> DO THIS
In the entries that follow, the first line to write out is the one containing "Clone this screenshot", and the last is the one containing "string; size: string;". Reproduce that stretch exactly, with nothing before or after it.

______________________________

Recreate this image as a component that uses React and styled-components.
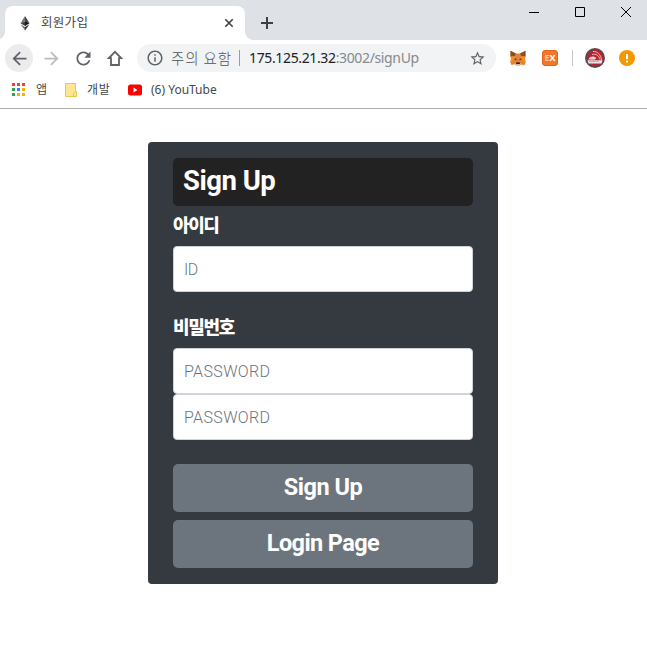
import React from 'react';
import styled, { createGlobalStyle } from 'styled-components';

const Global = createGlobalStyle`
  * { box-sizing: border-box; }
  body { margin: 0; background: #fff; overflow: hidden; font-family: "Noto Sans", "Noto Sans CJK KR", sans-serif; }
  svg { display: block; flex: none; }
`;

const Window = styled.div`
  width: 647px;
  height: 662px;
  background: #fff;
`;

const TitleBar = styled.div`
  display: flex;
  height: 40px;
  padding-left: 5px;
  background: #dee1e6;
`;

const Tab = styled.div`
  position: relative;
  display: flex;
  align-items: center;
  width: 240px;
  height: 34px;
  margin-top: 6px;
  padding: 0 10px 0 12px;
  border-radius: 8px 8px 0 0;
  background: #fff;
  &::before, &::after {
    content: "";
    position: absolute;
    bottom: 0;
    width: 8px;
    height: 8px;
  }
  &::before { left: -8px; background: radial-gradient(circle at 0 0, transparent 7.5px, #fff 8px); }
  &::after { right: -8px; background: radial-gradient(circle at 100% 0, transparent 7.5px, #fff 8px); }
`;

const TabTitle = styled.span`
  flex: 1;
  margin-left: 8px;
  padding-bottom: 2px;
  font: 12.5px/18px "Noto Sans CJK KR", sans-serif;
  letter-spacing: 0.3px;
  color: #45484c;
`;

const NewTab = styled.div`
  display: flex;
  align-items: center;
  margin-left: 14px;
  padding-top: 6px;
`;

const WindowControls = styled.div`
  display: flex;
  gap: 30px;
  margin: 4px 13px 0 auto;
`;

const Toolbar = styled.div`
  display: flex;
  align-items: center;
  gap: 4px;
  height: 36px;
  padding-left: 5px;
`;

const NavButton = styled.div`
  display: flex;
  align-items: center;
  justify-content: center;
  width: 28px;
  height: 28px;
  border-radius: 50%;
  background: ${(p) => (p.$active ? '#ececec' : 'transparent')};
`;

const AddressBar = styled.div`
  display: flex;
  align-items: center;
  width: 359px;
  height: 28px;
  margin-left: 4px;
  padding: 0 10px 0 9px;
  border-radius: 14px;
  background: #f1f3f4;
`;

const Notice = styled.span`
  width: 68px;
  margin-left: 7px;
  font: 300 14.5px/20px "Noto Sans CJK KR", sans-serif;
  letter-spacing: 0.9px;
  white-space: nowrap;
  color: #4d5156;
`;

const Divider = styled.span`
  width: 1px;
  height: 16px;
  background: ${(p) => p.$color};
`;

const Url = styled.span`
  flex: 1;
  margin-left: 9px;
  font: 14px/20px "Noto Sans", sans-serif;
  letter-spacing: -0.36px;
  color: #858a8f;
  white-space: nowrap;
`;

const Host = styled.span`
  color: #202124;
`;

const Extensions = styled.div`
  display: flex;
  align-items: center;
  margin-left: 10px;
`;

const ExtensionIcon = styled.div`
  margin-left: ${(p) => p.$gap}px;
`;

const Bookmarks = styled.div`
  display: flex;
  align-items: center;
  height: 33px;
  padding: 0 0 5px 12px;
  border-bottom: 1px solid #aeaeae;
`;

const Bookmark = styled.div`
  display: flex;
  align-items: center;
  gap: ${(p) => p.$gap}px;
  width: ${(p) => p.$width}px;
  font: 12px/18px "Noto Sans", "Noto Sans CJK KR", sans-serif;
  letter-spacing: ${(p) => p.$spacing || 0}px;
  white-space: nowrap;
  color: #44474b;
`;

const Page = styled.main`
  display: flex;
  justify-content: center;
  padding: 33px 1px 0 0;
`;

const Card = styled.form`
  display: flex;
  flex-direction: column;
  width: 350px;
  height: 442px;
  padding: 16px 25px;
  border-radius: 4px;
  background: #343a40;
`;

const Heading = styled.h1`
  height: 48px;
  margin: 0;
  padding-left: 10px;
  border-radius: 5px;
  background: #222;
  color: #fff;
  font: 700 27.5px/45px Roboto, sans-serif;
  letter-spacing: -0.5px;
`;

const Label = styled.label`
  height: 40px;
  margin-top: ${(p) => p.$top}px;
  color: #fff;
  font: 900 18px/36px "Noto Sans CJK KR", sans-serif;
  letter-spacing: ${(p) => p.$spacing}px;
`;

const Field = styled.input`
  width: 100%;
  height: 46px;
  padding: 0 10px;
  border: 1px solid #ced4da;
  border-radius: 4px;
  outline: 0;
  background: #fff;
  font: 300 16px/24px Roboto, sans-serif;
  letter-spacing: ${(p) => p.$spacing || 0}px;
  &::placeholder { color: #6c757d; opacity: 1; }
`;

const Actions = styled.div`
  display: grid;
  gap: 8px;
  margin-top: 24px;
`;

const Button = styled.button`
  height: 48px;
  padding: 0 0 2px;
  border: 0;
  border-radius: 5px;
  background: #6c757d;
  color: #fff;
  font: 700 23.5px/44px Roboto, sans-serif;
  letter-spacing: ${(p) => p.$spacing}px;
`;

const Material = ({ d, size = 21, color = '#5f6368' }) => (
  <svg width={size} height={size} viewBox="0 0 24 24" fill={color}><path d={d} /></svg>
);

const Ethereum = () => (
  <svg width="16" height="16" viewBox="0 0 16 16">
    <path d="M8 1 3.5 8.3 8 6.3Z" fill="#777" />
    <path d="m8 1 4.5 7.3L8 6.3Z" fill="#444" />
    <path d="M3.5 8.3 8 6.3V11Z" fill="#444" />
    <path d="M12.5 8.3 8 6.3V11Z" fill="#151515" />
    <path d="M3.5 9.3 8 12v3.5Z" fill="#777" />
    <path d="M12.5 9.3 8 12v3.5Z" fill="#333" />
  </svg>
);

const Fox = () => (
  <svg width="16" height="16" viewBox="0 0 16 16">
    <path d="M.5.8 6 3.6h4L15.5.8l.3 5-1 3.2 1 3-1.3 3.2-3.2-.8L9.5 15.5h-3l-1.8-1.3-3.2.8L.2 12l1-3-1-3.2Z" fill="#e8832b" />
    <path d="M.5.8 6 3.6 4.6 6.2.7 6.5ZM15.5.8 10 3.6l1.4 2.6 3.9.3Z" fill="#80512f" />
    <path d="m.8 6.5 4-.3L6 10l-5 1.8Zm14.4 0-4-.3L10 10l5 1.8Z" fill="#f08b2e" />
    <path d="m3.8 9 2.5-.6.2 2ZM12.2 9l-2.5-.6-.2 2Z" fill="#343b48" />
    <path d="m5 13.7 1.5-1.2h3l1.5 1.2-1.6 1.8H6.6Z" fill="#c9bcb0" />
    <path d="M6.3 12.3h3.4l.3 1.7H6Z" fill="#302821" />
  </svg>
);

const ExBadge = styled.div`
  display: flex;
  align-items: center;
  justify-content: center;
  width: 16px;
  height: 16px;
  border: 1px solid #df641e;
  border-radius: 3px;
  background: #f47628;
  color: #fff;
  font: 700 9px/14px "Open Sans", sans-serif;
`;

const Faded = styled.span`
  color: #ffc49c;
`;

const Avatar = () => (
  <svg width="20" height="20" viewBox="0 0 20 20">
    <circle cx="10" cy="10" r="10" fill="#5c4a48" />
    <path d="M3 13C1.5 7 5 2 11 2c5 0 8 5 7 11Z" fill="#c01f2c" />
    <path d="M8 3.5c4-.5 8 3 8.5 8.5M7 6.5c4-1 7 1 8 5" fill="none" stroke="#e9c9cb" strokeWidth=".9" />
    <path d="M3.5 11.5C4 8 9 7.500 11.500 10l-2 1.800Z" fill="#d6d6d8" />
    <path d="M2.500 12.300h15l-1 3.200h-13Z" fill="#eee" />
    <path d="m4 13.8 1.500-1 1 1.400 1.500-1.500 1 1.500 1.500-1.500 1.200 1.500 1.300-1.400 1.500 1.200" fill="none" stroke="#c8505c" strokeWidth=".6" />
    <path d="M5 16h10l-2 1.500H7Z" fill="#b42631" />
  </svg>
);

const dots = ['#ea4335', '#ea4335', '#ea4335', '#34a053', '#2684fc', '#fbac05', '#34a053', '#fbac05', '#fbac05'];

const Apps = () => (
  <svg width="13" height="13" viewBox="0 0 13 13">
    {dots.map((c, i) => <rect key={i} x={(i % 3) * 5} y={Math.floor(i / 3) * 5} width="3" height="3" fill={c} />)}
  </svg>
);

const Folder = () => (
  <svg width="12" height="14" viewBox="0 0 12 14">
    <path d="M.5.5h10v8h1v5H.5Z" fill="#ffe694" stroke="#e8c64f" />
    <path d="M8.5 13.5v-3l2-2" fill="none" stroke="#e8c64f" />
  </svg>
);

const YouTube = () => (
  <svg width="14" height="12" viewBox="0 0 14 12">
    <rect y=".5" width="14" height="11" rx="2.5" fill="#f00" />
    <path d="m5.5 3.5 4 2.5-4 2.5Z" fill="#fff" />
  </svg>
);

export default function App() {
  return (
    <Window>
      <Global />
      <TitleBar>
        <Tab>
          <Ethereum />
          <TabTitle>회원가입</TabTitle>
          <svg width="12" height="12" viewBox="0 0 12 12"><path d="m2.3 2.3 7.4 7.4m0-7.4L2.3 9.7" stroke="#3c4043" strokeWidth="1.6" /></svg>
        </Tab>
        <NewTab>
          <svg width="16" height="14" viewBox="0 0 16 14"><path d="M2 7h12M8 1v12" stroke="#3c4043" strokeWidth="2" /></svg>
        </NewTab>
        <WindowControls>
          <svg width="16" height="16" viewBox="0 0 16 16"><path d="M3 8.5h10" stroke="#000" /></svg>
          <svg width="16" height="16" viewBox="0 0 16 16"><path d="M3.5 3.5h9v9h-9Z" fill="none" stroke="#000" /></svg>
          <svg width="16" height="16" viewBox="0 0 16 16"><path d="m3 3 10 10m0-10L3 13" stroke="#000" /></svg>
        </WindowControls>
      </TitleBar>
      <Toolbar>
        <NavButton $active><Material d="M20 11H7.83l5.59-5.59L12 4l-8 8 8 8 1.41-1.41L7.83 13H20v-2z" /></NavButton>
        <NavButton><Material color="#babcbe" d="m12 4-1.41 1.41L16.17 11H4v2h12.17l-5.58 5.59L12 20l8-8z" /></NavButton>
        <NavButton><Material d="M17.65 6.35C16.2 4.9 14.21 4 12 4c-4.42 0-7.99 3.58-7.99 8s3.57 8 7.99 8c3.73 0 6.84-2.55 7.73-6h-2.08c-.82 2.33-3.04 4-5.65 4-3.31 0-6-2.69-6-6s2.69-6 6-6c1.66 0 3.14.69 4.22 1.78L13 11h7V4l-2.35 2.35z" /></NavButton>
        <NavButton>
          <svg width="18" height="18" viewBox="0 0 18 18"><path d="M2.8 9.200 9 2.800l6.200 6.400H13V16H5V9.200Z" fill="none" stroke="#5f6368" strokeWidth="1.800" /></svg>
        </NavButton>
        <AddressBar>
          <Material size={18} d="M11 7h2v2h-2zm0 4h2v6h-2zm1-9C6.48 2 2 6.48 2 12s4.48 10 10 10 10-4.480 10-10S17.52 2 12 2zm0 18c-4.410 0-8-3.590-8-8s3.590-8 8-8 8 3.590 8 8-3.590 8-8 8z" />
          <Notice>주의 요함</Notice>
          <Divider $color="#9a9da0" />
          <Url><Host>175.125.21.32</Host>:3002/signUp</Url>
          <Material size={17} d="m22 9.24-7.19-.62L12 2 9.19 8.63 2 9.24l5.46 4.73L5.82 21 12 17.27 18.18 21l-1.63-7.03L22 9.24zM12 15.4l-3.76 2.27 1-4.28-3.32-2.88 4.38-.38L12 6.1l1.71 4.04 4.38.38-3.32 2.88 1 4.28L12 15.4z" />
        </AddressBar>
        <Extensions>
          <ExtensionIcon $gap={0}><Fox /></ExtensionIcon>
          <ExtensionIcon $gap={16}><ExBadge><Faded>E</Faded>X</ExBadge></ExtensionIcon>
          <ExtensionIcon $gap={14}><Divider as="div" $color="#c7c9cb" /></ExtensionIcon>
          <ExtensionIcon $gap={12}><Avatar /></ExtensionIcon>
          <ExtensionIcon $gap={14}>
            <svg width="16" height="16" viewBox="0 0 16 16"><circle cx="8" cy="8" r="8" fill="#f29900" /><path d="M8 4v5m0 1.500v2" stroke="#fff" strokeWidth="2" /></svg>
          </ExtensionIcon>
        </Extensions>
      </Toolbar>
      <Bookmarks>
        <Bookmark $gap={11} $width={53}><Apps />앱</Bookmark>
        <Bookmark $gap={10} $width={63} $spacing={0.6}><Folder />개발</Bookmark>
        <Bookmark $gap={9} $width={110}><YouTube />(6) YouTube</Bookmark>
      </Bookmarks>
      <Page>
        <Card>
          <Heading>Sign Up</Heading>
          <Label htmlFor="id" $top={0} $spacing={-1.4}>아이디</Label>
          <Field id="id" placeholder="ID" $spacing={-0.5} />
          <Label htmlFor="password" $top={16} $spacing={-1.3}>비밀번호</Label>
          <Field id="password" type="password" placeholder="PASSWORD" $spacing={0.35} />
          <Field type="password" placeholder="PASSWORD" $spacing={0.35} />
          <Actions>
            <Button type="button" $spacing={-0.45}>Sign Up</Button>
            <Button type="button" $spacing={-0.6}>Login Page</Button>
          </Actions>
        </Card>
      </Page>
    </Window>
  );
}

______________________________

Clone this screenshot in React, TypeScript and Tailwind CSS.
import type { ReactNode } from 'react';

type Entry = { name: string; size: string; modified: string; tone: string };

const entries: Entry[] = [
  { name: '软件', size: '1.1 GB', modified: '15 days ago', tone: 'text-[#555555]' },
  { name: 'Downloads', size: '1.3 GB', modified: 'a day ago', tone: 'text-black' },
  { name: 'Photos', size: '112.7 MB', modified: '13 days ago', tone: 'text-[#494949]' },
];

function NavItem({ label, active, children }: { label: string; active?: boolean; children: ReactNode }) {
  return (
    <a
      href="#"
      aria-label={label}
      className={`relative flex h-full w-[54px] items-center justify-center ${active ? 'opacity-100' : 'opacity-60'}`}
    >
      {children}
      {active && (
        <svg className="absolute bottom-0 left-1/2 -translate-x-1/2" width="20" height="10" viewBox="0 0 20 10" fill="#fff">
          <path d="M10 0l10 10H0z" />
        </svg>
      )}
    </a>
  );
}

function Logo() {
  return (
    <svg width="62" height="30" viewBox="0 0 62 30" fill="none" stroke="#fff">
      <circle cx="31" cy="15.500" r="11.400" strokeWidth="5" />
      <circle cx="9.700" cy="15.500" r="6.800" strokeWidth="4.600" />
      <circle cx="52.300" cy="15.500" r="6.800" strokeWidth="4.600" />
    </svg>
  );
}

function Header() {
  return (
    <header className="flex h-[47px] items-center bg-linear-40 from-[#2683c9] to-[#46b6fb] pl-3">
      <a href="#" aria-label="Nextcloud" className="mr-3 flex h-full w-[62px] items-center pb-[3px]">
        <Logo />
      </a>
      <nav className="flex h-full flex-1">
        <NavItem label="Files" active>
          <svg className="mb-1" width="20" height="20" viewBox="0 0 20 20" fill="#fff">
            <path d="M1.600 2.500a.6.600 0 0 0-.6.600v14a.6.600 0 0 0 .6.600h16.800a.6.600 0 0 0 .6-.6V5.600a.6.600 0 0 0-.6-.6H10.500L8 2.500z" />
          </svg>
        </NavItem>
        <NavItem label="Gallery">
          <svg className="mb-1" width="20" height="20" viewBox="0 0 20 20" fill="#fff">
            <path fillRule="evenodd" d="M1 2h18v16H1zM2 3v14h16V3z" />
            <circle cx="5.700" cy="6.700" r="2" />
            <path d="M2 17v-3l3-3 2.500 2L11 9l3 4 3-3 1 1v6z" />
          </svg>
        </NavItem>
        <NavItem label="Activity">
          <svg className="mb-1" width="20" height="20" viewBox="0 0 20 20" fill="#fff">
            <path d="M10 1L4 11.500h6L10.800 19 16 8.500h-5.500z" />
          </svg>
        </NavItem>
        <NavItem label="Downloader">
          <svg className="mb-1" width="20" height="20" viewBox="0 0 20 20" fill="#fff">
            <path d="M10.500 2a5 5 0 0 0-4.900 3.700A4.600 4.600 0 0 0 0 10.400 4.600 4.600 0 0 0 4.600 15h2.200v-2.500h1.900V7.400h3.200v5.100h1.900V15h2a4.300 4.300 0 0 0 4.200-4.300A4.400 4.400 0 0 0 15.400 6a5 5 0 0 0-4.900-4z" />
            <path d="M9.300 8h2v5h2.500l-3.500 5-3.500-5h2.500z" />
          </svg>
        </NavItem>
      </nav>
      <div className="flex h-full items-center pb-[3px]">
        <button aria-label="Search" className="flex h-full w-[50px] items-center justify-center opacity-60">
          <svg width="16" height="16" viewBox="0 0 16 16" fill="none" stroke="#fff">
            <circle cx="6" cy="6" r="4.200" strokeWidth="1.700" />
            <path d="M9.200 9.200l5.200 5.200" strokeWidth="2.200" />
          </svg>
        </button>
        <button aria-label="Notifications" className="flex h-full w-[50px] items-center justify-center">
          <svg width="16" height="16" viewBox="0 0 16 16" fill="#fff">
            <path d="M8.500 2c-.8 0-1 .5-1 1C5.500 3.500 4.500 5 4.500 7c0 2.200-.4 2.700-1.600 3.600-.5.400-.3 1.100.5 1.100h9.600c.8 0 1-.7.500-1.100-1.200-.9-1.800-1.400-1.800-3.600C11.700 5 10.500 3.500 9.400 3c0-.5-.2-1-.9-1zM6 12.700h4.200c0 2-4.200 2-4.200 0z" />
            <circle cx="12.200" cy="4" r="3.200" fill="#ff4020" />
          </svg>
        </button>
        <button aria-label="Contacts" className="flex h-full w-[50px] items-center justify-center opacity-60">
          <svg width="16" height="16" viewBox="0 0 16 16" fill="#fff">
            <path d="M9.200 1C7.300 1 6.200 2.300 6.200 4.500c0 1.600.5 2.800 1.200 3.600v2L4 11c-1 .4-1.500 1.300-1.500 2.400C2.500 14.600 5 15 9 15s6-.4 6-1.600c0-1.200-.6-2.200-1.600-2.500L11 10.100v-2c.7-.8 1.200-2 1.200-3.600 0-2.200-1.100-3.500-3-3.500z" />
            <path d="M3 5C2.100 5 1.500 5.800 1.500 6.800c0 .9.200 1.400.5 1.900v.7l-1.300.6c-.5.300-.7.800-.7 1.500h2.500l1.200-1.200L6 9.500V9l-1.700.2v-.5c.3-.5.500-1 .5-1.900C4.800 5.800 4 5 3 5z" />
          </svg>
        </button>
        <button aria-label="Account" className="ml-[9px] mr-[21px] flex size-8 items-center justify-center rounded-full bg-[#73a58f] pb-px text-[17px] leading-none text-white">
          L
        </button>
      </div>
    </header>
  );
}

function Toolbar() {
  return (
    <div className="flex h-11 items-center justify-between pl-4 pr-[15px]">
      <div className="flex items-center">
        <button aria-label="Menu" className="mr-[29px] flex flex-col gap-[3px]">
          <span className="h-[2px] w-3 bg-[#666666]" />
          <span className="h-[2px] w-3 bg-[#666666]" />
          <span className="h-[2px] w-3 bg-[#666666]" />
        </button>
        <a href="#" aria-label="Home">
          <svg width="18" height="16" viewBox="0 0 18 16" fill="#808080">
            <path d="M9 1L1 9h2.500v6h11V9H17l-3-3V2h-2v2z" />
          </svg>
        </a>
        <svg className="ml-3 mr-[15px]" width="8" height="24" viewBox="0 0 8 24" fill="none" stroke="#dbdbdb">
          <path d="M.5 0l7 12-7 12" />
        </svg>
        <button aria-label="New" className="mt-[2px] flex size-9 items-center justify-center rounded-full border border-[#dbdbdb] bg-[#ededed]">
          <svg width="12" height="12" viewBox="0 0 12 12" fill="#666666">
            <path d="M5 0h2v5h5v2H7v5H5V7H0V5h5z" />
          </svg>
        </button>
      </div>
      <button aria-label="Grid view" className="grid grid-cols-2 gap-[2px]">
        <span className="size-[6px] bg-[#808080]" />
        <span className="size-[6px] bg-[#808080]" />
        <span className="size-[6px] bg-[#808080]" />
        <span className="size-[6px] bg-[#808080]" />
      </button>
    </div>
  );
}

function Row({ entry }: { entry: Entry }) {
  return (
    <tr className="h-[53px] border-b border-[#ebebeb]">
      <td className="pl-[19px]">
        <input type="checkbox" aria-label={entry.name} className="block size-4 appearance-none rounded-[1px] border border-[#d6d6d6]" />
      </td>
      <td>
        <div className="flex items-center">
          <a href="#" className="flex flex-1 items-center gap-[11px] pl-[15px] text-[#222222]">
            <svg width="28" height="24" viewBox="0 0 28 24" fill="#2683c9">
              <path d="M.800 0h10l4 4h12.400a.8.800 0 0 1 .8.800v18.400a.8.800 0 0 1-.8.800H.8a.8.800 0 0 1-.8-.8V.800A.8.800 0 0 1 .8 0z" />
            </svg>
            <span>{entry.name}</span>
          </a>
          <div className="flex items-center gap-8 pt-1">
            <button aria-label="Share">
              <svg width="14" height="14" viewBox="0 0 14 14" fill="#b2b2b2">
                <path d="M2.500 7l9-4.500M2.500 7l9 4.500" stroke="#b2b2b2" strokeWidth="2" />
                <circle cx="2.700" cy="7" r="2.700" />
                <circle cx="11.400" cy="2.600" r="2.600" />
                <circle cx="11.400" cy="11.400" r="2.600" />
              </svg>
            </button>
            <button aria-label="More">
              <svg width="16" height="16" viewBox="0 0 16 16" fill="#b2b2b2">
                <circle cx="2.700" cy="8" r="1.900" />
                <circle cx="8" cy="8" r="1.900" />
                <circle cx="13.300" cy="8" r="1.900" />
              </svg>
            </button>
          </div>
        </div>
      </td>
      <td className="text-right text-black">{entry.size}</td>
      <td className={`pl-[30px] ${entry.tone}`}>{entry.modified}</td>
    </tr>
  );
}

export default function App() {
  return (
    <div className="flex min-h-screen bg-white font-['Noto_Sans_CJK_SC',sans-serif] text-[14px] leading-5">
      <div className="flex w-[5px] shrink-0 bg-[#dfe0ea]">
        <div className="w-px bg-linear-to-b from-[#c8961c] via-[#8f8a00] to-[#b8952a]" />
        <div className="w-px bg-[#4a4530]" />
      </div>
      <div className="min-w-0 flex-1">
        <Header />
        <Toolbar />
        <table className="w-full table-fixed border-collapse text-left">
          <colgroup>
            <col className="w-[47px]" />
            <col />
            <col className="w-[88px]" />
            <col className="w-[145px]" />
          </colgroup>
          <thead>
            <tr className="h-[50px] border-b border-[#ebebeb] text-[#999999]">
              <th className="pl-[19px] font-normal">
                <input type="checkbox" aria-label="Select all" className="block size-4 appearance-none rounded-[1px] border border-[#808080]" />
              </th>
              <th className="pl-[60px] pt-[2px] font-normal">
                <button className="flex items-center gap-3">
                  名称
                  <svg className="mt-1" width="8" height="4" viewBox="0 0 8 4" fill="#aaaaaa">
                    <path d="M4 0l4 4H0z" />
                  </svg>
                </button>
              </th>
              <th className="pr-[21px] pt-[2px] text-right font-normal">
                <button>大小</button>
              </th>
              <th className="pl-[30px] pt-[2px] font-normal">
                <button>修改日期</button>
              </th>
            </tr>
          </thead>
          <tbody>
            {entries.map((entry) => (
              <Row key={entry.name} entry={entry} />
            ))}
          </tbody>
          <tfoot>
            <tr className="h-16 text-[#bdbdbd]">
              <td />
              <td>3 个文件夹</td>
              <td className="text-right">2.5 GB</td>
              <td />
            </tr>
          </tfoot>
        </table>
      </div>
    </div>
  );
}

______________________________

> CORRECT RESULT
Clone this screenshot in React, TypeScript and Tailwind CSS.
import type { ReactNode } from 'react';

type Entry = { name: string; size: string; modified: string; tone: string };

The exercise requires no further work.